当将相机对准文本(适用于图像示例)时,我的控制台会在运行过程中产生以下流,最终会耗尽内存: 2018-05-16 10:48:22.129901+1200 TextRecognition[32138:5593533] An empty result returned from from GMVDetector for VisionTextDetector. 这是我的视频捕获方法:
func captureOutput(_ output: AVCaptureOutput, didOutput sampleBuffer: CMSampleBuffer, from connection: AVCaptureConnection) {

        if let textDetector = self.textDetector {

            let visionImage = VisionImage(buffer: sampleBuffer)
            let metadata = VisionImageMetadata()
            metadata.orientation = .rightTop
            visionImage.metadata = metadata

            textDetector.detect(in: visionImage) { (features, error) in
                guard error == nil, let features = features, !features.isEmpty else {
                    // Error. You should also check the console for error messages.
                    // ...
                    return
                }

                // Recognized and extracted text
                print("Detected text has: \(features.count) blocks")
                // ...
            }

        }

    }

这样做是否正确?


1
这里一定有什么问题,我遇到了与此问题 https://dev59.com/-6vka4cB1Zd3GeqPpzvJ 相同的问题,你的问题看起来也相关,如果 Firebase 的人之中有人能看到这个就太好了 :) - Jason
1
@dave,目前SDK只能接受直立的图像。您的图像是否旋转了?在开发者文档中已经说明了(请搜索“使用UIImage或CMSampleBufferRef创建VisionImage对象。”在https://firebase-dot-devsite.googleplex.com/docs/ml-kit/ios/recognize-text#1-run-the-text-detector)。 - Isabella Chen
嗨@IsabellaChen,相机处于竖屏模式,但无论方向如何,空结果消息都会出现。 - dave
@IsabellaChen,是否有可用的工作示例,使用实时视频流进行文本检测?我发现可以使用条形码检测器在实时视频流中检测条形码,但如果我使用相同的方法进行文本识别,则会出现上述错误。 - dave
2
@Josh Robbins(和Dave),我在下面发布了一些使用CMSampleBuffer的Objective C代码片段,应该可以工作。你能试试吗?如果对你们两个仍然不起作用,你们能分享一下1)你们的设备类型2)你们是否设置了kCVPixelBufferPixelFormatTypeKey的任何值?3)你们设备可用的第一个视频CVPixelFormatTypes格式是什么。
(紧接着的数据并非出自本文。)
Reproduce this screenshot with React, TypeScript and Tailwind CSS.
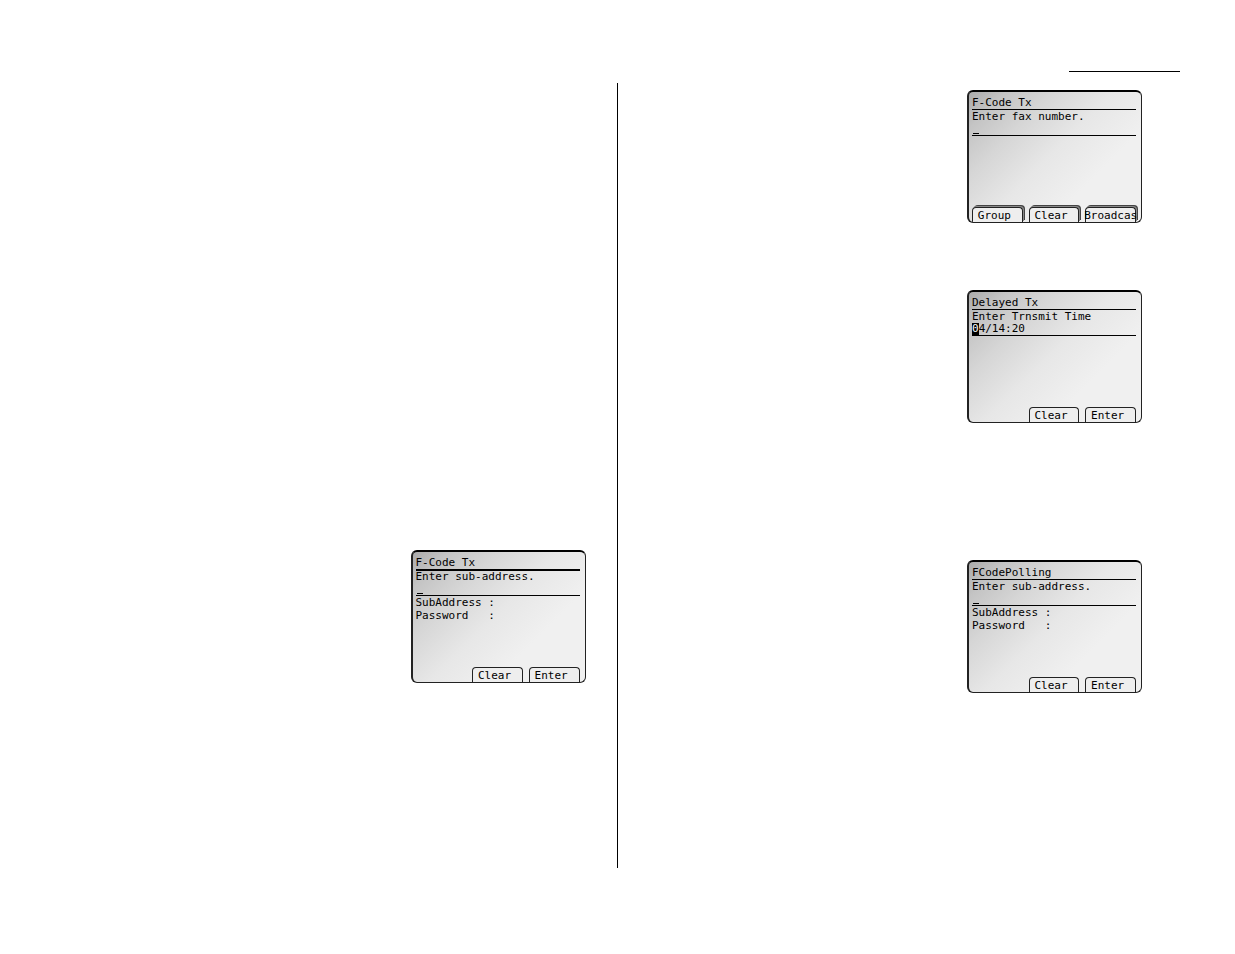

谢谢。 - Isabella Chen
显示剩余4条评论
2个回答

7

ML Kit已经从Firebase中迁移出来,成为一个独立的SDK(迁移指南)。

这里提供了一个使用ML Kit(使用CMSampleBuffer)从实时视频流进行文本识别的Swift快速入门示例应用程序:

https://github.com/googlesamples/mlkit/tree/master/ios/quickstarts/textrecognition/TextRecognitionExample

实时视频流的实现在CameraViewController.swift文件中:

https://github.com/googlesamples/mlkit/blob/master/ios/quickstarts/textrecognition/TextRecognitionExample/CameraViewController.swift


我已经更新了这个三年多前的答案,以反映ML Kit的最新状态。 - Dong Chen
我认为这个例子已经被移动到一个文件中,结合了面部识别、条形码识别等功能:https://github.com/googlesamples/mlkit/blob/master/ios/quickstarts/vision/VisionExample/CameraViewController.swift - btraas

2

ML Kit目前正在将CMSampleBuffer的示例代码添加到Firebase Quick Start中。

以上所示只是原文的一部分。